Operational risk management enables organizations to systematically identify, assess, and control high-consequence hazards before they lead to serious incidents. By focusing on risk severity rather than frequency alone, HSE programs can prevent catastrophic events and strengthen workplace resilience.

Operational environments across industries contain hazards that, while infrequent, carry the potential for severe consequences including fatalities, major asset damage, and environmental harm. Traditional HSE programs often focus on common, low-impact incidents, leaving high-consequence hazards insufficiently addressed. Operational risk management provides a structured framework to identify and control these critical risks before they escalate into major incidents.
High-consequence hazards differ from everyday safety risks. They are often embedded within core operations and may remain dormant for long periods. Examples include confined space entry, working at height, hazardous energy release, chemical handling, pressure systems, and heavy lifting operations. When controls fail, the impact is immediate and severe. Managing these risks requires a deliberate and disciplined approach that goes beyond routine safety measures.
The first step in operational risk management is hazard identification. This process must be task-specific and activity-based rather than generic. Job safety analyses, process hazard analyses, and task risk assessments help identify hazards associated with specific operations. Involving frontline workers in this process is essential, as they possess practical knowledge of how work is actually performed rather than how it is assumed to be performed.
Once hazards are identified, risk assessment determines their potential severity and likelihood.
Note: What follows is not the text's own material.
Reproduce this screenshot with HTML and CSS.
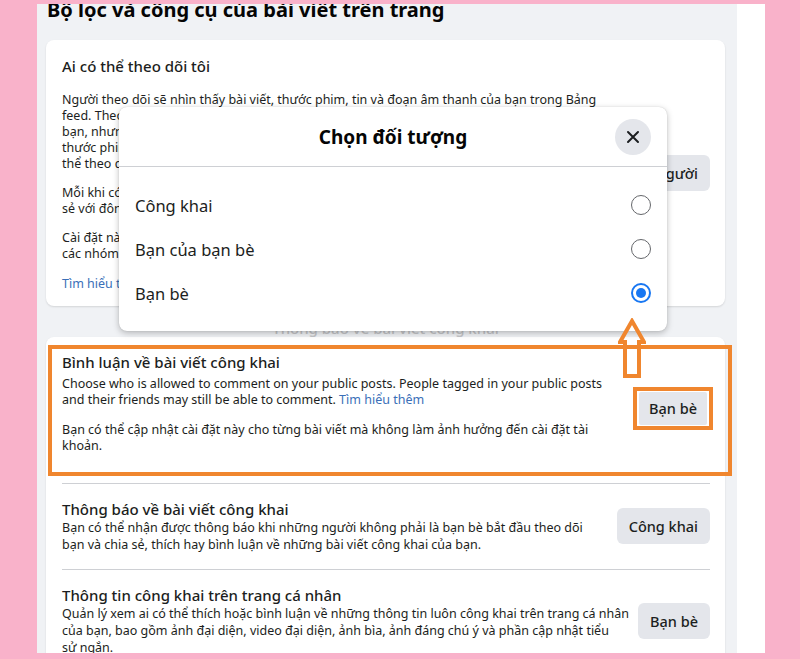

While many organizations rely on risk matrices, the emphasis should be on consequence severity rather than numerical scoring alone. High-consequence risks demand robust controls even if their probability is low. Failure to recognize this leads to underestimation of catastrophic risks and overconfidence in existing safeguards.
Effective risk control follows the hierarchy of controls, prioritizing elimination and substitution wherever possible. When hazards cannot be eliminated, engineering controls provide the most reliable protection. Administrative controls and personal protective equipment, while necessary, should never be the primary safeguards for high-risk activities. Overreliance on procedural compliance and PPE often creates a false sense of security.
Permit-to-work systems play a vital role in managing high-consequence hazards. Properly implemented permits ensure that risks are identified, controls are in place, and responsibilities are clearly defined before work begins. However, permit systems lose effectiveness when treated as paperwork exercises. Supervisory verification, monitoring, and permit closure reviews are essential to ensure real control of hazards.
Operational risk management must also address human factors. Fatigue, time pressure, skill gaps, and complacency significantly influence risk exposure. High-risk tasks performed under production stress or inadequate supervision are particularly vulnerable to error. Incorporating human factors into risk assessments helps organizations design safer systems of work that account for real-world conditions.
Change management is another critical element. Modifications to equipment, processes, materials, or work methods can introduce new hazards or weaken existing controls. A formal management of change process ensures that risk assessments are updated and controls validated before changes are implemented. Many major incidents can be traced back to uncontrolled or poorly managed changes.
Monitoring and verification are essential to sustain risk controls. Leading indicators such as permit compliance, critical control verification, safety observations, and near-miss reporting provide early warning of control degradation. These indicators allow organizations to intervene proactively rather than reacting after an incident occurs.
Leadership involvement is central to effective operational risk management. Leaders must demonstrate commitment by allocating resources, enforcing standards, and holding teams accountable for managing high-risk activities. Visible leadership engagement reinforces the importance of risk control and encourages consistent application across operations.
In high-risk industries, contractor activities often represent a significant portion of operational risk. Contractors may bring different safety cultures and practices into the workplace. Clear expectations, induction training, and active supervision are essential to ensure contractor operations align with organizational risk management standards.
From a strategic standpoint, focusing on high-consequence hazards strengthens overall HSE performance. Preventing a single major incident can outweigh years of incremental safety improvements in low-risk areas. Organizations that adopt operational risk management as a core HSE discipline build resilience, protect their workforce, and safeguard long-term business continuity.
In conclusion, operational risk management shifts the HSE focus from reactive incident prevention to proactive hazard control. By systematically identifying and managing high-consequence risks, organizations can prevent catastrophic events and create safer, more reliable operations. In today’s complex work environments, this approach is essential for achieving sustainable HSE excellence.